Because of restrictions imposed by an English court, this article could not be published in the UK, either in print or on any online forum. In the interests of freedom of speech and the proper rule of law, it was first published on Quadrant Online and again in Quadrant itself. The version below is from our July-August edition
_____________________________________________

The rule of law is fragile, and relies on the self-restraint of the majority. In a just society, the majority obey the law because they believe it represents universal values—moral absolutes. They obey the law not for fear of punishment, but for fear of the self-contempt that comes from doing wrong.

As children, we are told that the law is objective, fair and moral. As we grow up, though, it becomes increasingly impossible to avoid the feeling that the actual law has little to do with the Platonic stories we were told as children. We begin to suspect that the law may in fact—or at least at times—be a coercive mechanism designed to protect the powerful, appease the aggressive, and bully the vulnerable.

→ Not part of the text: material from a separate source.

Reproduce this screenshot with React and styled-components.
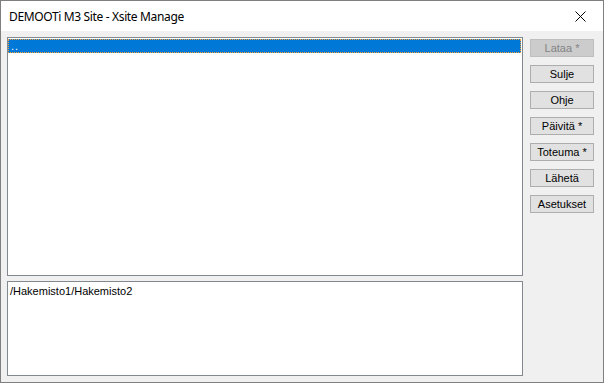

The arrest of Tommy Robinson is a hammer-blow to the fragile base of people’s respect for British law. The reality that he could be grabbed off the street and thrown into a dangerous jail—in a matter of hours—is deeply shocking.

Robinson was under a suspended sentence for filming on courthouse property in the past. On May 25, while live-streaming his thoughts about the sentencing of alleged Muslim child rapists, he very consciously stayed away from the court steps, constantly used the word alleged, and checked with the police to ensure that he was not breaking the law.